*INPUT DATA*.
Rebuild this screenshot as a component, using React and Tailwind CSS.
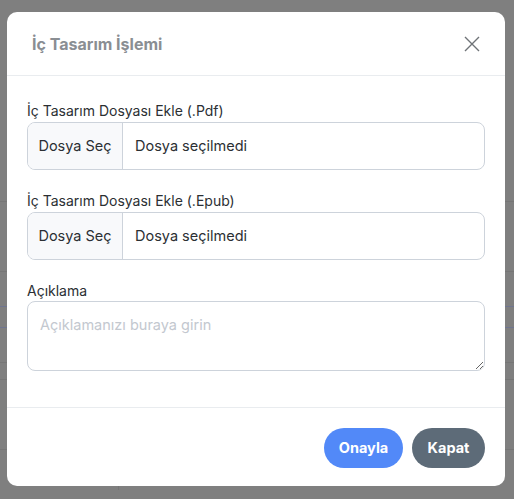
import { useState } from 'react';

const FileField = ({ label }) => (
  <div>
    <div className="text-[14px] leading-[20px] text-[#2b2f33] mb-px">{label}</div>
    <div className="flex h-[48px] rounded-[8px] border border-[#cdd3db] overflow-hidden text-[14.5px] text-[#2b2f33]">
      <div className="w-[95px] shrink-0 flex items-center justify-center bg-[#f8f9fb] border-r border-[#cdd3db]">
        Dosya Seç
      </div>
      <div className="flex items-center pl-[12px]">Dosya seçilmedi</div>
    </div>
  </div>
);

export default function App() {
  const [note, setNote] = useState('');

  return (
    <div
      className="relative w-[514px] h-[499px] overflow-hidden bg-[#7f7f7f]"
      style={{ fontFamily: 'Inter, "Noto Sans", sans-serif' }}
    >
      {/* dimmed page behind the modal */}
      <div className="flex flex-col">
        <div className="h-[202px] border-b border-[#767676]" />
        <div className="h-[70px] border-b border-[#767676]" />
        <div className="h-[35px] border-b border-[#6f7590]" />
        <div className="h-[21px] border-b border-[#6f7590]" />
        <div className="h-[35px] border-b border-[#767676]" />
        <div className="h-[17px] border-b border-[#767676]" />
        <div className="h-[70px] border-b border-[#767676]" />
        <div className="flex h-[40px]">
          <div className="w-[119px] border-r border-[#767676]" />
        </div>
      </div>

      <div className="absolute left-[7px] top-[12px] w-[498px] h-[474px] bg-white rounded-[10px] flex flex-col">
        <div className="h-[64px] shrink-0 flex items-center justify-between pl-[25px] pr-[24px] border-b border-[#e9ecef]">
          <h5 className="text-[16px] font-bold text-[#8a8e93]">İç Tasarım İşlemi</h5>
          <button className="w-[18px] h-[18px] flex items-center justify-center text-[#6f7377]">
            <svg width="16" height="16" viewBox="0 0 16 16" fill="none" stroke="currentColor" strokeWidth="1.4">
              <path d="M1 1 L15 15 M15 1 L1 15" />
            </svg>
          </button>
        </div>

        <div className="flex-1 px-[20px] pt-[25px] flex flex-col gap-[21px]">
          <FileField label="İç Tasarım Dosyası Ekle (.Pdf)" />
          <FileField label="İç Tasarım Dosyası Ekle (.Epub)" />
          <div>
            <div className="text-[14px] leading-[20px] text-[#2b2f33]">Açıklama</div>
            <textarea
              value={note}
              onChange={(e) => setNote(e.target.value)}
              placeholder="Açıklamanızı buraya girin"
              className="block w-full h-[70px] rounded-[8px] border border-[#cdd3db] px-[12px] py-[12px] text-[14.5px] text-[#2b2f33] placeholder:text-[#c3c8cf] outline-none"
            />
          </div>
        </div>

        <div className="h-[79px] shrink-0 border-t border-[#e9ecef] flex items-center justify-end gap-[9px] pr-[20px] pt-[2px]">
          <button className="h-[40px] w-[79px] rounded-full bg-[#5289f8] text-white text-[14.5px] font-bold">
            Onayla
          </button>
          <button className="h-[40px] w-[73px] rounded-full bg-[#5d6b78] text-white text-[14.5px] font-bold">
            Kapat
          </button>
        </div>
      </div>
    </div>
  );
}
---
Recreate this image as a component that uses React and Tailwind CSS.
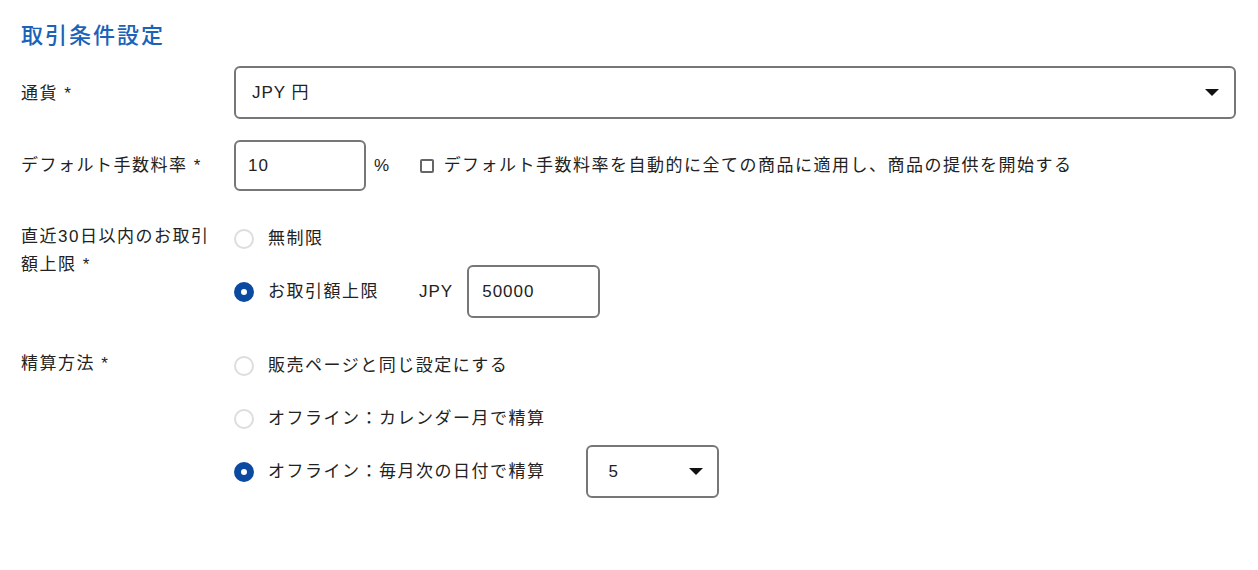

*SET PROBLEM*. State how many lines of the records above contain the word "this", giving only that number.

*SOLUTION*. 2